PROBLEM REQUIREMENTS: State only the number of lines that contain the string "code".

SUPPLIED RECORDS:
----------------------------------------

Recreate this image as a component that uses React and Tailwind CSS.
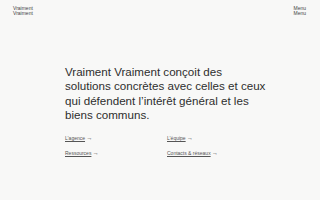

----------------------------------------

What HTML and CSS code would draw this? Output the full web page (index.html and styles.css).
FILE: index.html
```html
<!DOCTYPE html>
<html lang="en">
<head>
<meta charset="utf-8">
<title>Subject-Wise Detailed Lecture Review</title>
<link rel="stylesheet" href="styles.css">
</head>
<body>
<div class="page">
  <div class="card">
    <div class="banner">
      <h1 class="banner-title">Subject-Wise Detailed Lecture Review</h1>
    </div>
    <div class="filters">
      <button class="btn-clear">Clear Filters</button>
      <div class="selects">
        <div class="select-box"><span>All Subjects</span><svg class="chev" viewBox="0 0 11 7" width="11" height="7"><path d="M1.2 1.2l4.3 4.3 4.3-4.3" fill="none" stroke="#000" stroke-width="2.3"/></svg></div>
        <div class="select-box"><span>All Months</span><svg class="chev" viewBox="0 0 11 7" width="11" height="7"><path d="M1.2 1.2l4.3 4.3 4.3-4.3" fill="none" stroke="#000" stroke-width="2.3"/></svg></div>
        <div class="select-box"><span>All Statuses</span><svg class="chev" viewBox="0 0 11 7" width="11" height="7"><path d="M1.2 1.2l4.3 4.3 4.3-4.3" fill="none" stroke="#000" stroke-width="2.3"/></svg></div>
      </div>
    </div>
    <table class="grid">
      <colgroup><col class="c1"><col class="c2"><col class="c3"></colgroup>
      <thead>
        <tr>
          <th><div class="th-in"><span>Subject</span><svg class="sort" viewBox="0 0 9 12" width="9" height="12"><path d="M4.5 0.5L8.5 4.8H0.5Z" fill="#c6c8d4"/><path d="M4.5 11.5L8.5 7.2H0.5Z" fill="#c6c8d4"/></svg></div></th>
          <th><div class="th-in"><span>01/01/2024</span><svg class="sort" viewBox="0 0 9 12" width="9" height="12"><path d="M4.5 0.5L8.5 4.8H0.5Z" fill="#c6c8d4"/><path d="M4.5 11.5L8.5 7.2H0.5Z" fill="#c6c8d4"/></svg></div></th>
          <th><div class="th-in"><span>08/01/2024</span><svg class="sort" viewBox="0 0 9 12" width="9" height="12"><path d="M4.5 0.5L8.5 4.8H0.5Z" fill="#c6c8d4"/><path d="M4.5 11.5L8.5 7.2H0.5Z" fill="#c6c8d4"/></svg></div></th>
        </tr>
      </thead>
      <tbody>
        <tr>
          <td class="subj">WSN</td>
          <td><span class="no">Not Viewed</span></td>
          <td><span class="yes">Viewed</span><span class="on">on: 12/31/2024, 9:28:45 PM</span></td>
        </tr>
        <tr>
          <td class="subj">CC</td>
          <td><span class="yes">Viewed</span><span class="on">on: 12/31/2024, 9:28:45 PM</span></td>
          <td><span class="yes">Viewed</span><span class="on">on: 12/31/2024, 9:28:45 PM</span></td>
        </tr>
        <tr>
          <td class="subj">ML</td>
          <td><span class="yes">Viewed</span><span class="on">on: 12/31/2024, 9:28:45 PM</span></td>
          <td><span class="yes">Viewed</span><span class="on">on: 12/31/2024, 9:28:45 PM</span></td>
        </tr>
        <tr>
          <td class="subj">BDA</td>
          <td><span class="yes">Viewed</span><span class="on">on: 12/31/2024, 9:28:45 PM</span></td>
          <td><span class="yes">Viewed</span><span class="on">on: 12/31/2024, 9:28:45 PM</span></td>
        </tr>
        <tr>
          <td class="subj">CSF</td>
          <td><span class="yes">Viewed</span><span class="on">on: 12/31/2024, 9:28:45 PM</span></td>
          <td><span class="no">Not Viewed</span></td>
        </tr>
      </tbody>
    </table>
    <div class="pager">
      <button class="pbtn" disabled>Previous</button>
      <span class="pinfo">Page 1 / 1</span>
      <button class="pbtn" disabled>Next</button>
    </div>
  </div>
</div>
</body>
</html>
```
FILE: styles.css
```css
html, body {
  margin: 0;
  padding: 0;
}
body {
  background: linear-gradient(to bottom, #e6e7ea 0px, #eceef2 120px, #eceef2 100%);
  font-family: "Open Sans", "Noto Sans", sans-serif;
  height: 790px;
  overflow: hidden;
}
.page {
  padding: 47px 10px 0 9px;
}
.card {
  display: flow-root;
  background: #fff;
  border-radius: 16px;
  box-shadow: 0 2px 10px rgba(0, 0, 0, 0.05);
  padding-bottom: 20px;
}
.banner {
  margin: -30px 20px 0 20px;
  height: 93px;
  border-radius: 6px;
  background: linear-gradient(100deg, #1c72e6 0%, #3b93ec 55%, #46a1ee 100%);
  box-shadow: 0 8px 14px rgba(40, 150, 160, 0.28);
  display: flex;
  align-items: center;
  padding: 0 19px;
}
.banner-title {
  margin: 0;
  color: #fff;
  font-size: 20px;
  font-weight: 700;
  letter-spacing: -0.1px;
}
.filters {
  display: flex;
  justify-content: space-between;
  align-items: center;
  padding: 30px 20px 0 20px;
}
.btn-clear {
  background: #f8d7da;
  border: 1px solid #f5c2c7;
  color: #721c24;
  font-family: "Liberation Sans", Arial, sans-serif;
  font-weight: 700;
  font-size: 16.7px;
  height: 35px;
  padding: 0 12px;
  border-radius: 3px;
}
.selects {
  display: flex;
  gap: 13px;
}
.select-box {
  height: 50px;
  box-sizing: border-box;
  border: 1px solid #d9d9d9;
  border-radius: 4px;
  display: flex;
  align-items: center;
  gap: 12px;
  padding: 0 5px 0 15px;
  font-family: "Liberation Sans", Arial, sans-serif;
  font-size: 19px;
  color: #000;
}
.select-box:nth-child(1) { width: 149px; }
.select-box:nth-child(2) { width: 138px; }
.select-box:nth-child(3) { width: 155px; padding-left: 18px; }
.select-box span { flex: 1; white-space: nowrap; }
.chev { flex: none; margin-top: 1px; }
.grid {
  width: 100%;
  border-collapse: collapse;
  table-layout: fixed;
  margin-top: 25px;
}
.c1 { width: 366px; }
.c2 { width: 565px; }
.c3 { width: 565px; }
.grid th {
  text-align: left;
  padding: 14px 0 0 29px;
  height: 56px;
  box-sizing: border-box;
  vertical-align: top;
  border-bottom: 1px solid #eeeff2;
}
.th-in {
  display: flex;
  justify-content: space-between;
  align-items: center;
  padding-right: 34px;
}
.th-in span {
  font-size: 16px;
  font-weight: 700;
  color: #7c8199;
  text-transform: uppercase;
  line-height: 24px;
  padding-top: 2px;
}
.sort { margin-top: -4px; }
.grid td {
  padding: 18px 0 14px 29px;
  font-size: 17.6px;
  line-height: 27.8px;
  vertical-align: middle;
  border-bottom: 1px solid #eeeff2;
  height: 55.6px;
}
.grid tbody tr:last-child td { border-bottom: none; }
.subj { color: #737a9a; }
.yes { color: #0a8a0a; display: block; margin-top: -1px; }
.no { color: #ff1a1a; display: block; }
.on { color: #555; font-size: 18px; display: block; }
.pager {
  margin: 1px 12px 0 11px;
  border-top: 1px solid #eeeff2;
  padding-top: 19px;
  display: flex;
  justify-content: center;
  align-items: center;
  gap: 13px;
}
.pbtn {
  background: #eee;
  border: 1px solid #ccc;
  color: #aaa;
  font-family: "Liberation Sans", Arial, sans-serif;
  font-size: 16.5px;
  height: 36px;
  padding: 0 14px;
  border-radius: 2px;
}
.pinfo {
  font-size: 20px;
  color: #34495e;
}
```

----------------------------------------

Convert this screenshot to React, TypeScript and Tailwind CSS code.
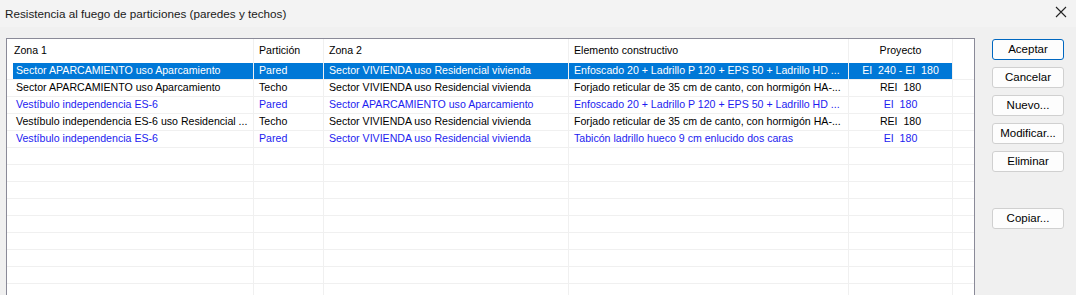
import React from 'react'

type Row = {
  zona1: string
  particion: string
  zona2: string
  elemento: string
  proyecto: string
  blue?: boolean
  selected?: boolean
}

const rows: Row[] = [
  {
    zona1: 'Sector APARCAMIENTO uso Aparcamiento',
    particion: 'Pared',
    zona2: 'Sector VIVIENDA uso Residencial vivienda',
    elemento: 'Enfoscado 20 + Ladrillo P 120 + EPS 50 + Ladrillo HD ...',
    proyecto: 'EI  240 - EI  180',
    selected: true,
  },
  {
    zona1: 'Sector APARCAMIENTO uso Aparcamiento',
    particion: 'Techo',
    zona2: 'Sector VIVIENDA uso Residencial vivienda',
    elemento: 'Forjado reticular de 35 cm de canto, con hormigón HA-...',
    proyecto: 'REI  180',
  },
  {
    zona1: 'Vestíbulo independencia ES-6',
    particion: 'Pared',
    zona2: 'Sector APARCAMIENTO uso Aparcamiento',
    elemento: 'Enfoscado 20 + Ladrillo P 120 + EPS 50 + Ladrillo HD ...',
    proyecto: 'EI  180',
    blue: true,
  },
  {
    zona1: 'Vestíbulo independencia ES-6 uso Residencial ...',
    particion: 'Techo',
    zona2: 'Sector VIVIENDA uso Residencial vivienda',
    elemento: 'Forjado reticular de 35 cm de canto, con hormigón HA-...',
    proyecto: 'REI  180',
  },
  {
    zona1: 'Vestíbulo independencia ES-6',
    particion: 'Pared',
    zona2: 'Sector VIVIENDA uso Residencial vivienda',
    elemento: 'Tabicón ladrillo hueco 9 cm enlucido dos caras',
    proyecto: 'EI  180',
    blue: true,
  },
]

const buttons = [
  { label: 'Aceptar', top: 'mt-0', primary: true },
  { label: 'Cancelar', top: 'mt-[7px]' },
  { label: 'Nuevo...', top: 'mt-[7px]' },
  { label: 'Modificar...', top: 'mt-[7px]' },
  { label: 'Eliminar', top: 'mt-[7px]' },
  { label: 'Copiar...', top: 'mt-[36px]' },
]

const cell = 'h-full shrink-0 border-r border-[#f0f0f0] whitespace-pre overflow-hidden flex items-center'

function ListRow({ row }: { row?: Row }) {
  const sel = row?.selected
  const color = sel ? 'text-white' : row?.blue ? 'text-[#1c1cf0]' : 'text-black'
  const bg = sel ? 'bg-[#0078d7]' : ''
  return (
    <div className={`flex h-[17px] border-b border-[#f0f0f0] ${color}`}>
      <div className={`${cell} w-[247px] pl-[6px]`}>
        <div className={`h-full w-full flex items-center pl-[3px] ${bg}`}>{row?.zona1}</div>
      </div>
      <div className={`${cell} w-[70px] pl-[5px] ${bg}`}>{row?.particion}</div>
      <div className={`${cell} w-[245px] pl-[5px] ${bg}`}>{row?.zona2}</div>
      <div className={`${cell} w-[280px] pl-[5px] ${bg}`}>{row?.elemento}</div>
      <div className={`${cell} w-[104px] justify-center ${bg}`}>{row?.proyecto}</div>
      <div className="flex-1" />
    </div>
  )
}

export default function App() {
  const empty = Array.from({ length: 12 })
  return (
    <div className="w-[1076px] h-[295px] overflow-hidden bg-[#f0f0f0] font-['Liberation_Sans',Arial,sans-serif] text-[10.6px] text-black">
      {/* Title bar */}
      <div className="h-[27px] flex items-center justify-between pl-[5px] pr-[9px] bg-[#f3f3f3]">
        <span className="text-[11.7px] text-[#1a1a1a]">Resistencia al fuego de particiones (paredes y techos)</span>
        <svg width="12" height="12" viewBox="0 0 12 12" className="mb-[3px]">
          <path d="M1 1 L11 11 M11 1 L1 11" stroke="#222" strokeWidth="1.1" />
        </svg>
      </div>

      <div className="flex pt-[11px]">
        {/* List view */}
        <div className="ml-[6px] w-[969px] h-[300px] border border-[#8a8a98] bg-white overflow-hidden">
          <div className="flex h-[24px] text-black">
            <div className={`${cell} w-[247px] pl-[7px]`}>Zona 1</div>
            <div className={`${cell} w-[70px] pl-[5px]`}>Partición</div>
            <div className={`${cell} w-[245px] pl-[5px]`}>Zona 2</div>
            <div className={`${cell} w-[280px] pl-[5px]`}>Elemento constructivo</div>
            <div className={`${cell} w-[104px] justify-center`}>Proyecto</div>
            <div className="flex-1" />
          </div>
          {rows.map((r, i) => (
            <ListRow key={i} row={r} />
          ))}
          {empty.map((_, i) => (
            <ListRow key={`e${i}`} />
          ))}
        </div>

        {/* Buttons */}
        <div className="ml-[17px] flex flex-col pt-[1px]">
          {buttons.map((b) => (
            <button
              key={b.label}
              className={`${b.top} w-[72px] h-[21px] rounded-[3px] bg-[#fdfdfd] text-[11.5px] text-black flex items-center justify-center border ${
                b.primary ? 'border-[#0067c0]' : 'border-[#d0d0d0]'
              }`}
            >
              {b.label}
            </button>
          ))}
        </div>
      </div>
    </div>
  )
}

----------------------------------------

TASK SOLUTION: 2